By Rex HoggardJuly 16, 2018, 3:50 pm

CARNOUSTIE, Scotland – As his title chances seemed to be slipping away during the final round of last year’s Open Championship, Jordan Spieth’s caddie took a moment to remind him who he was.

Following a bogey at No. 13, Michael Greller referenced a recent vacation he’d taken to Mexico where he’d spent time with Michael Phelps and Michael Jordan and why he deserved to be among that group of singular athletes.

Spieth, who won last year’s Open, decided to continue the tradition, spending time in Cabo again before this week’s championship.

Full coverage of the 147th Open Championship

“I kind of went through the same schedule,” Spieth said on Monday at Carnoustie. “It was nice to have a little vacation.”

Spieth hasn’t played since the Travelers Championship; instead he attended the Special Olympics USA Games earlier this month in Seattle with his sister.
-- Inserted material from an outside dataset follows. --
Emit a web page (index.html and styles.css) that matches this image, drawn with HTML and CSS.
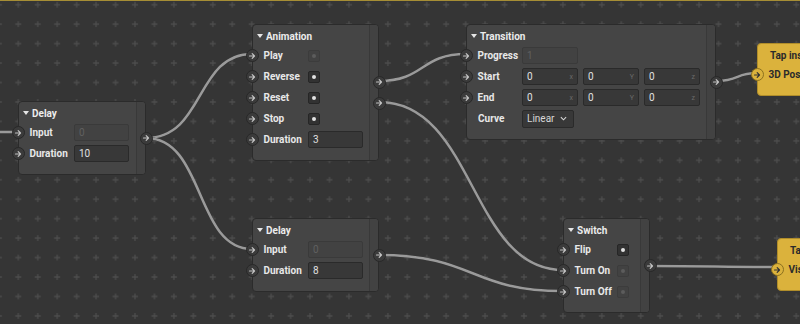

It was Spieth’s first time back to the Pacific Northwest since he won the 2015 U.S. Open.

“I went out to Chambers Bay with [Greller],” Spieth said. “We kind of walked down the 18th hole. It was cool reliving those memories.”

But most of all Spieth said he needed a break after a particularly tough season.

“I had the itch to get back to it after a couple weeks of not really working,” he said. “It was nice to kind of have that itch to get back.”